A few photographs are used in the chapter ‘History in the Making’, (which was and remains my favourite: if there is a more insightful account of the vicissitudes practical, emotional and cognitive of ‘research’, the formidable name historians give to our hopeful topographical and intellectual wanderings, I have not seen it). Dening must have taken them years ago, before he could have guessed at their use. They make a small cluster in the upper half of a single page. There are four: two of the village church, one spanning the front, including the cemetery, the other a detail of the steeple; three gravestones; a manor house seen at a distance between trees. The church is solid, well-maintained, as unevocative as well-maintained antiques tend to be. The gravestones stand rigid as soldiers and apparently as blank-faced, hard against the church wall: our eyes skid over them. The manor house is one we might glimpse from any English country lane, unnamed, across fields, just as it is represented here. And there we have The Past, present, but opaque, and featureless to the undisciplined eye. Dening’s eye is supremely disciplined. So are ours, when he has taught us how to look. I wept, looking at those gravestones, because there were not four.

The written text begins with the account of a killing: of William Gooch, aged twenty-one, astronomer to the Daedalus and on his first voyage, by native warriors, at Waimea beach on Oahu in 1792. He dies on the first page of the Prologue. He was killed, along with his commander and friend Richard Hergest, when the two men were careless: they walked too far from a (dangerously small) watering party. The rest of the book comprises an enquiry into the many meanings of that killing, and into the making of history. It is also a lament and a memorial for young William Gooch.

In this new edition even the Prologue has pictures. We have a Hawaiian god, ‘the poison god’, rough-carved out of wood, with staring eyes and grossly swollen tongue. We have a map, austere, schematic; the black tracking line of the Daedalus runs sleekly through the islands and away. No blood-clots, no jagged stutter to mark the confusion of violent death. We have ‘a young Hawaiian woman dancing’, her body rising like a flower out of the rich swirls of her skirt. We have a drawing of a ‘cut-in-two’, warriors so ferocious as to tolerate the complete tattooing of one half of the body (it was ‘cut-in-twos’ who killed Gooch). We have a classically elegant Hawaiian chief, poised, cloaked, helmeted like a Greek. And we have a representation of a most ceremonious presentation of gifts (by a priest?) to a formal Captain Cook before a temple and the mitred image of a god. Thus the visual texts accompany and counterpoint the movement of the written text from encounter, apparent savagery (on both sides), to the flawed, halting, but necessary process of the recognition of the civility, and therefore the humanity, of the Other.
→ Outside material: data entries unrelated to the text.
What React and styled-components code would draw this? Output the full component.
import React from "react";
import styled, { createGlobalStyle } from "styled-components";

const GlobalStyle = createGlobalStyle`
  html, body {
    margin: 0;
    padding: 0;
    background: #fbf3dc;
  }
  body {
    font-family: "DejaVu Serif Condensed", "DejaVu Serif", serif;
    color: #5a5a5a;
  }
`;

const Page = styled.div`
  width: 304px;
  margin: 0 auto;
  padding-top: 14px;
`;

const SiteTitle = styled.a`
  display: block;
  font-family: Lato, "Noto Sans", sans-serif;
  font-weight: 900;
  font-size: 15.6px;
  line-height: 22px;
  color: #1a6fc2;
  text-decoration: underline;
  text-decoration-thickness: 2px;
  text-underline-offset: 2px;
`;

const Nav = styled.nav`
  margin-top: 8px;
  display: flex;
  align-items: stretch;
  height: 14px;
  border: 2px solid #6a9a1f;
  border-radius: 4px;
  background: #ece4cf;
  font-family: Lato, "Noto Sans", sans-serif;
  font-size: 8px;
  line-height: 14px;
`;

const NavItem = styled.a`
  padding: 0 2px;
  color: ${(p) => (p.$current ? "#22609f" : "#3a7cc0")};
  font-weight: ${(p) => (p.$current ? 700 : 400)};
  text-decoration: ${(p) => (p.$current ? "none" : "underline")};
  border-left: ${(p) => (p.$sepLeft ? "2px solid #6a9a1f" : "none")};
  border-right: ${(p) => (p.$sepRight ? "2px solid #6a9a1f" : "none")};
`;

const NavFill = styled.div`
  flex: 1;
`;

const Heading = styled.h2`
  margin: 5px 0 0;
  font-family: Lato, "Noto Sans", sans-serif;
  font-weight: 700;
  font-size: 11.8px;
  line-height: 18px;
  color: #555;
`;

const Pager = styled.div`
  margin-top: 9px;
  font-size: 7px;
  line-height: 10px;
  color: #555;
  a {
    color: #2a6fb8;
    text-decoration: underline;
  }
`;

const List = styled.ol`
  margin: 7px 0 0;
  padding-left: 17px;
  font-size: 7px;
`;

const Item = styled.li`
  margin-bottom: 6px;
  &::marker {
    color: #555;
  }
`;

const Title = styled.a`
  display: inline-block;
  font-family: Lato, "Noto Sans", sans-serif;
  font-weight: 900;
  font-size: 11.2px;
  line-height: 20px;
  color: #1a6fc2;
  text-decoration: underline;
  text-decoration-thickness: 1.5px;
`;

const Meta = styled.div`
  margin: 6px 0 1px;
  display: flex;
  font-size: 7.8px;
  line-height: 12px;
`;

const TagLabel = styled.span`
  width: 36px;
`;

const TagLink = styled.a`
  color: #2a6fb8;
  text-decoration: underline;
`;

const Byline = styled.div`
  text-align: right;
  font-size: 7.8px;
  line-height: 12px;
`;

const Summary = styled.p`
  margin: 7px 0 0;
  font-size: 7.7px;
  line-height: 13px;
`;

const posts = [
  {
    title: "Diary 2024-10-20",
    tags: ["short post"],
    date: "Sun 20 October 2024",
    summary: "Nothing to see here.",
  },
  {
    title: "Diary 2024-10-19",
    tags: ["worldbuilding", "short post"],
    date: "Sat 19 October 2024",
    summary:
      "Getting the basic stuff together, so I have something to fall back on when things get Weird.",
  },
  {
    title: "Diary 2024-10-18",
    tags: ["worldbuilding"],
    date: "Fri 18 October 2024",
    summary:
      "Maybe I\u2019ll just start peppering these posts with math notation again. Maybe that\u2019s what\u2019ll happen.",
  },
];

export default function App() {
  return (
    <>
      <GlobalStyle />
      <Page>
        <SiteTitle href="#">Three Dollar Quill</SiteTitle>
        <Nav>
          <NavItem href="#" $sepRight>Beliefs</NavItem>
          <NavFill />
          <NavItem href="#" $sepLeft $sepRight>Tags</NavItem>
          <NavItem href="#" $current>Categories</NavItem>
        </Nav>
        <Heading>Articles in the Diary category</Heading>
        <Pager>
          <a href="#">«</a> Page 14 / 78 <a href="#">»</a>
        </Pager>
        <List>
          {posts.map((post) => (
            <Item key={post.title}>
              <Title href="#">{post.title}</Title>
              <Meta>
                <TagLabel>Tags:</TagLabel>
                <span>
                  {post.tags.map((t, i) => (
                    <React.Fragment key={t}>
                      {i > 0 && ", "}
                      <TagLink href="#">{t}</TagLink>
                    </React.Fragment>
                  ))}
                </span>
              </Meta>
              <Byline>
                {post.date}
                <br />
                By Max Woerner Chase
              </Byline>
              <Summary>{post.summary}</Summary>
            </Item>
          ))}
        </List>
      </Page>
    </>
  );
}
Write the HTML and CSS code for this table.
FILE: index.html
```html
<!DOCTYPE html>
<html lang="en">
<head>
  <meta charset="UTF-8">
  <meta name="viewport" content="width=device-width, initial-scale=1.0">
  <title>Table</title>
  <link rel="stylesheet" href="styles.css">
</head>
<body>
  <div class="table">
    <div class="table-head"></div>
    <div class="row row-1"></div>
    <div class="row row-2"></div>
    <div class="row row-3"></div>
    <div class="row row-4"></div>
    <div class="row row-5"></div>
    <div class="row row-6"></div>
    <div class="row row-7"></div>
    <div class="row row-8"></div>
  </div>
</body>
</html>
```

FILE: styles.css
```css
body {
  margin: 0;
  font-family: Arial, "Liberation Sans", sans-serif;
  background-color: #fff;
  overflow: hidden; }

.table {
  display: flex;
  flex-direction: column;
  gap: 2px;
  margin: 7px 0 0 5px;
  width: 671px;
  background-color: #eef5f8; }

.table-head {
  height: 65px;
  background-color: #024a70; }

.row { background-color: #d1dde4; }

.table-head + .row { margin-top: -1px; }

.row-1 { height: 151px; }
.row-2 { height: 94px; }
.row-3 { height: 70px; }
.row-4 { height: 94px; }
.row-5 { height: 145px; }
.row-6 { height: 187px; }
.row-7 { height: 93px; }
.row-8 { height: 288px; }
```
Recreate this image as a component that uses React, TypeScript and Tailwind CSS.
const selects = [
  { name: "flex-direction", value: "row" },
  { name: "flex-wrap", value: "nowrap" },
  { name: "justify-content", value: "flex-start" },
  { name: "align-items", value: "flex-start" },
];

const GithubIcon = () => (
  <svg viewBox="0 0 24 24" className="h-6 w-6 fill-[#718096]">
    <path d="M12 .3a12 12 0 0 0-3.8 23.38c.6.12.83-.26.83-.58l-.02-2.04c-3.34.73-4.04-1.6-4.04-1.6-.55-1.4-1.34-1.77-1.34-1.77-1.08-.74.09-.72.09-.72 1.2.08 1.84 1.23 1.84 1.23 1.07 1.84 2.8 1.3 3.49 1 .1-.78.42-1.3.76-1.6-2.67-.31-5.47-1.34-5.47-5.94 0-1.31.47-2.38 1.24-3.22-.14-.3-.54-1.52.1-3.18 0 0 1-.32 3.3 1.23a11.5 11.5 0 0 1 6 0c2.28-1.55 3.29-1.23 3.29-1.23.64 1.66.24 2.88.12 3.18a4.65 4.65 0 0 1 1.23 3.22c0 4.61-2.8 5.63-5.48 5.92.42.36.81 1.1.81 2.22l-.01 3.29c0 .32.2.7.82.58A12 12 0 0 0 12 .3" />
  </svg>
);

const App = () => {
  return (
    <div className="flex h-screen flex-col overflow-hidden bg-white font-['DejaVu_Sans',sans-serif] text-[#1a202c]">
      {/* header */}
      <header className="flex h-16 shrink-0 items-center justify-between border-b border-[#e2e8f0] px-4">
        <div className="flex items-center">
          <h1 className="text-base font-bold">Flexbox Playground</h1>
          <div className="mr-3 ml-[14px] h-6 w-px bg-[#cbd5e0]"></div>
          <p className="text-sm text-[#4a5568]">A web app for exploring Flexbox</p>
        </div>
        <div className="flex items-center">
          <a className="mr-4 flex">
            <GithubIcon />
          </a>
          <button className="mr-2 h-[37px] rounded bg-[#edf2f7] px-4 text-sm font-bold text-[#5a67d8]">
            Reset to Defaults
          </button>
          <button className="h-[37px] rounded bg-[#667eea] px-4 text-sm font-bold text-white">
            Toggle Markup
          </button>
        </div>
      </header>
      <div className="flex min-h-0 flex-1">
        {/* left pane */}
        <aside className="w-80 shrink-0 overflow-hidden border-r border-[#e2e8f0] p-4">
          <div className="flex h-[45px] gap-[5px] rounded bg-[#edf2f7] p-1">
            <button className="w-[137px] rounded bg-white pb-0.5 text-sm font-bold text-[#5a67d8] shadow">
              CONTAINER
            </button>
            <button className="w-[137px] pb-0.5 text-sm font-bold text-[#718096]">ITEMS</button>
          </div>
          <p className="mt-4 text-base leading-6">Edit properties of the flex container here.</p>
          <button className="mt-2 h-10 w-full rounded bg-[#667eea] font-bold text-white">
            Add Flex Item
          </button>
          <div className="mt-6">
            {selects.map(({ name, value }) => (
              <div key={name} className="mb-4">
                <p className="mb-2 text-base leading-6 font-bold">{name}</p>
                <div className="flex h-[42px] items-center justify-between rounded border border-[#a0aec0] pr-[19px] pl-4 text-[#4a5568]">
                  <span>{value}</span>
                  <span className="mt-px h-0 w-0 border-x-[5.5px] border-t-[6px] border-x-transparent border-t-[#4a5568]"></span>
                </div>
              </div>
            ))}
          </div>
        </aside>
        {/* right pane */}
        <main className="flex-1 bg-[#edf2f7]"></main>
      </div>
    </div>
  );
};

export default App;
The most powerful image is placed first, before the words begin. It is a dark, brooding photograph. It is captioned ‘Entrance to Waimea’. There is a river there, and strange, blunt-topped hills. The beach curves away to the left, behind the bluff, where the river is. The caption tells us that the Daedalus’s boat beached a little to the left, just out of the picture. The written text installs in our mind’s eye two figures, moving away from us, ‘talking, strolling, tri-cornered hats together’: Hergest and Gooch. They are intent on each other, mending a small rent in their friendship: ‘with the strangeness of the place about to descend on them, they were in no strange place at all.’ Then the strangeness, and the warriors, descend.

The book ends with a réprise: Gooch and Hergest walk up that beach again, to the dark cleft where the river turns. (Now that we know so much more, we know we will never fully understand what is about to happen.) I had long held an image in my head of the two figures, walking away, getting smaller. But the image was flickering, unstable as a moment retrieved from archival film. Now that Dening’s art has been extended, I have and hold an image close to cinema vérité in its painful, human clarity.